» **Exercise directions**: Exclude the pictures, then repeat the remaining data exactly.

···

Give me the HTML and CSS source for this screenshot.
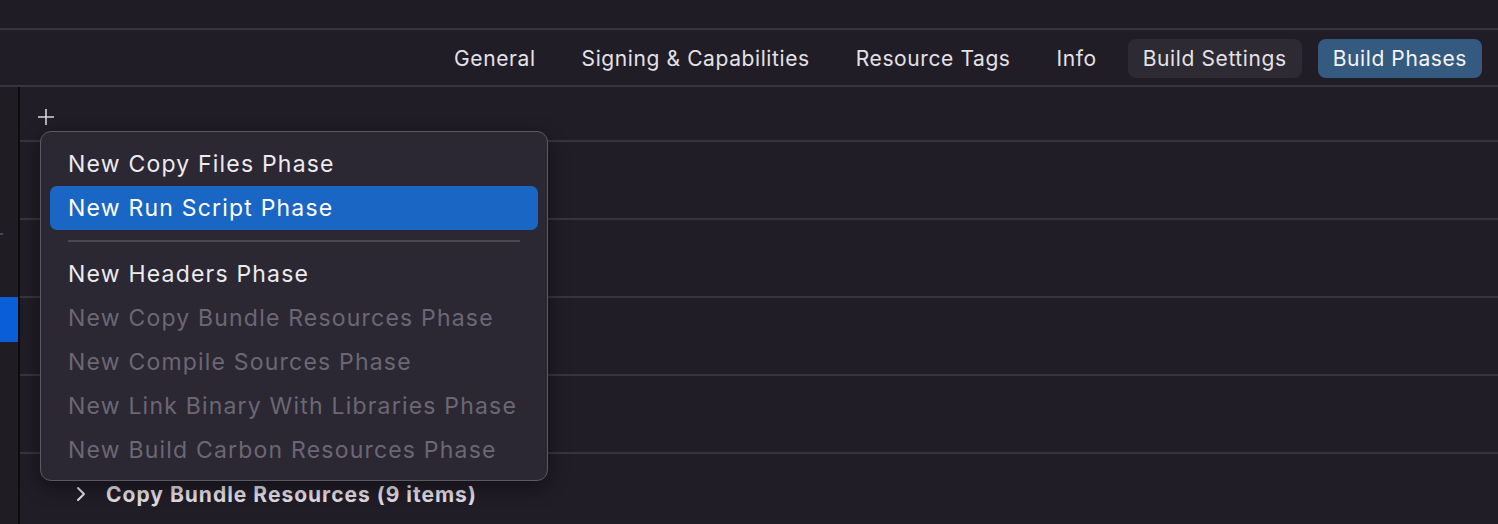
FILE: index.html
```html
<!DOCTYPE html>
<html>
<head>
<meta charset="utf-8">
<link rel="stylesheet" href="styles.css">
</head>
<body>
<div class="app">
  <div class="topstrip"></div>
  <div class="tabbar">
    <div class="tab">General</div>
    <div class="tab">Signing &amp; Capabilities</div>
    <div class="tab">Resource Tags</div>
    <div class="tab">Info</div>
    <div class="tab pill">Build Settings</div>
    <div class="tab pill active">Build Phases</div>
  </div>
  <div class="content">
    <div class="sidebar">
      <div class="tick"></div>
      <div class="sel"></div>
    </div>
    <div class="divider"></div>
    <div class="main">
      <div class="plusrow">
        <svg class="plus" width="18" height="18" viewBox="0 0 18 18"><path d="M9 1V17M1 9H17" stroke="#d8d6dc" stroke-width="1.6" fill="none"/></svg>
      </div>
      <div class="row"></div>
      <div class="row"></div>
      <div class="row"></div>
      <div class="row"></div>
      <div class="row last">
        <svg class="chev" width="12" height="16" viewBox="0 0 12 16"><path d="M3 2L9 8L3 14" stroke="#e6e4e8" stroke-width="2" fill="none" stroke-linecap="round" stroke-linejoin="round"/></svg>
        <span class="rowtitle">Copy Bundle Resources (9 items)</span>
      </div>
    </div>
  </div>
  <div class="menu">
    <div class="item">New Copy Files Phase</div>
    <div class="item hl">New Run Script Phase</div>
    <div class="sep"></div>
    <div class="item">New Headers Phase</div>
    <div class="item dis">New Copy Bundle Resources Phase</div>
    <div class="item dis">New Compile Sources Phase</div>
    <div class="item dis">New Link Binary With Libraries Phase</div>
    <div class="item dis">New Build Carbon Resources Phase</div>
  </div>
</div>
</body>
</html>
```
FILE: styles.css
```css
* { box-sizing: border-box; }
html, body { margin: 0; padding: 0; }
body {
  width: 1498px;
  height: 524px;
  overflow: hidden;
  background: #211d27;
  font-family: Inter, "Liberation Sans", sans-serif;
  color: #e6e4e8;
}
.app { position: relative; width: 1498px; height: 524px; display: flex; flex-direction: column; overflow: hidden; }
.topstrip { height: 30px; background: #201c26; border-bottom: 2px solid #39353f; flex: none; }
.tabbar {
  height: 57px;
  flex: none;
  display: flex;
  align-items: center;
  justify-content: flex-end;
  gap: 16px;
  padding: 2px 16px 0 0;
  border-bottom: 2px solid #39353f;
}
.tab {
  font-size: 21px;
  letter-spacing: 0.6px;
  line-height: 39px;
  height: 39px;
  padding: 0 15px;
  border-radius: 8px;
  color: #e4e2e6;
}
.pill { background: #2d2a33; }
.pill.active { background: #355a80; color: #f2f4f8; }
.content { flex: 1; display: flex; min-height: 0; }
.sidebar { width: 18px; flex: none; background: #1f1c23; display: flex; flex-direction: column; }
.tick { margin-top: 146px; width: 3px; height: 2px; background: #4a4650; }
.sel { margin-top: 62px; width: 18px; height: 45px; background: #0a5fd9; }
.divider { width: 2px; flex: none; background: #0c0b0e; }
.main { flex: 1; display: flex; flex-direction: column; overflow: hidden; }
.plusrow { height: 55px; flex: none; padding: 21px 0 0 17px; border-bottom: 2px solid #39353f; }
.plus { display: block; }
.row { height: 78px; flex: none; border-bottom: 2px solid #39353f; }
.row.last { border-bottom: none; display: flex; align-items: center; padding: 2px 0 0 55px; }
.chev { margin-right: 19px; }
.rowtitle { font-size: 21px; font-weight: 700; letter-spacing: 1px; color: #e0dee4; }
.menu {
  position: absolute;
  left: 40px;
  top: 131px;
  width: 508px;
  height: 350px;
  background: #2b2733;
  border: 1.5px solid #5d5963;
  border-radius: 11px;
  padding: 10px 9px;
  box-shadow: 0 6px 20px rgba(0,0,0,0.45);
  display: flex;
  flex-direction: column;
}
.item {
  height: 44px;
  line-height: 44px;
  font-size: 23px;
  letter-spacing: 1.2px;
  padding-left: 18px;
  border-radius: 7px;
  color: #ecebee;
  white-space: nowrap;
  flex: none;
}
.item.hl { background: #1a66c4; color: #ffffff; }
.item.dis { color: #6c6774; }
.sep { height: 2px; flex: none; margin: 10px 18px 10px 18px; background: #4c4852; }
```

···

» **Answer to the task**:
Give me the HTML and CSS source for this screenshot.
FILE: index.html
```html
<!DOCTYPE html>
<html>
<head>
<meta charset="utf-8">
<link rel="stylesheet" href="styles.css">
</head>
<body>
<div class="app">
  <div class="topstrip"></div>
  <div class="tabbar">
    <div class="tab">General</div>
    <div class="tab">Signing &amp; Capabilities</div>
    <div class="tab">Resource Tags</div>
    <div class="tab">Info</div>
    <div class="tab pill">Build Settings</div>
    <div class="tab pill active">Build Phases</div>
  </div>
  <div class="content">
    <div class="sidebar">
      <div class="tick"></div>
      <div class="sel"></div>
    </div>
    <div class="divider"></div>
    <div class="main">
      <div class="plusrow">
        <svg class="plus" width="18" height="18" viewBox="0 0 18 18"><path d="M9 1V17M1 9H17" stroke="#d8d6dc" stroke-width="1.6" fill="none"/></svg>
      </div>
      <div class="row"></div>
      <div class="row"></div>
      <div class="row"></div>
      <div class="row"></div>
      <div class="row last">
        <svg class="chev" width="12" height="16" viewBox="0 0 12 16"><path d="M3 2L9 8L3 14" stroke="#e6e4e8" stroke-width="2" fill="none" stroke-linecap="round" stroke-linejoin="round"/></svg>
        <span class="rowtitle">Copy Bundle Resources (9 items)</span>
      </div>
    </div>
  </div>
  <div class="menu">
    <div class="item">New Copy Files Phase</div>
    <div class="item hl">New Run Script Phase</div>
    <div class="sep"></div>
    <div class="item">New Headers Phase</div>
    <div class="item dis">New Copy Bundle Resources Phase</div>
    <div class="item dis">New Compile Sources Phase</div>
    <div class="item dis">New Link Binary With Libraries Phase</div>
    <div class="item dis">New Build Carbon Resources Phase</div>
  </div>
</div>
</body>
</html>
```
FILE: styles.css
```css
* { box-sizing: border-box; }
html, body { margin: 0; padding: 0; }
body {
  width: 1498px;
  height: 524px;
  overflow: hidden;
  background: #211d27;
  font-family: Inter, "Liberation Sans", sans-serif;
  color: #e6e4e8;
}
.app { position: relative; width: 1498px; height: 524px; display: flex; flex-direction: column; overflow: hidden; }
.topstrip { height: 30px; background: #201c26; border-bottom: 2px solid #39353f; flex: none; }
.tabbar {
  height: 57px;
  flex: none;
  display: flex;
  align-items: center;
  justify-content: flex-end;
  gap: 16px;
  padding: 2px 16px 0 0;
  border-bottom: 2px solid #39353f;
}
.tab {
  font-size: 21px;
  letter-spacing: 0.6px;
  line-height: 39px;
  height: 39px;
  padding: 0 15px;
  border-radius: 8px;
  color: #e4e2e6;
}
.pill { background: #2d2a33; }
.pill.active { background: #355a80; color: #f2f4f8; }
.content { flex: 1; display: flex; min-height: 0; }
.sidebar { width: 18px; flex: none; background: #1f1c23; display: flex; flex-direction: column; }
.tick { margin-top: 146px; width: 3px; height: 2px; background: #4a4650; }
.sel { margin-top: 62px; width: 18px; height: 45px; background: #0a5fd9; }
.divider { width: 2px; flex: none; background: #0c0b0e; }
.main { flex: 1; display: flex; flex-direction: column; overflow: hidden; }
.plusrow { height: 55px; flex: none; padding: 21px 0 0 17px; border-bottom: 2px solid #39353f; }
.plus { display: block; }
.row { height: 78px; flex: none; border-bottom: 2px solid #39353f; }
.row.last { border-bottom: none; display: flex; align-items: center; padding: 2px 0 0 55px; }
.chev { margin-right: 19px; }
.rowtitle { font-size: 21px; font-weight: 700; letter-spacing: 1px; color: #e0dee4; }
.menu {
  position: absolute;
  left: 40px;
  top: 131px;
  width: 508px;
  height: 350px;
  background: #2b2733;
  border: 1.5px solid #5d5963;
  border-radius: 11px;
  padding: 10px 9px;
  box-shadow: 0 6px 20px rgba(0,0,0,0.45);
  display: flex;
  flex-direction: column;
}
.item {
  height: 44px;
  line-height: 44px;
  font-size: 23px;
  letter-spacing: 1.2px;
  padding-left: 18px;
  border-radius: 7px;
  color: #ecebee;
  white-space: nowrap;
  flex: none;
}
.item.hl { background: #1a66c4; color: #ffffff; }
.item.dis { color: #6c6774; }
.sep { height: 2px; flex: none; margin: 10px 18px 10px 18px; background: #4c4852; }
```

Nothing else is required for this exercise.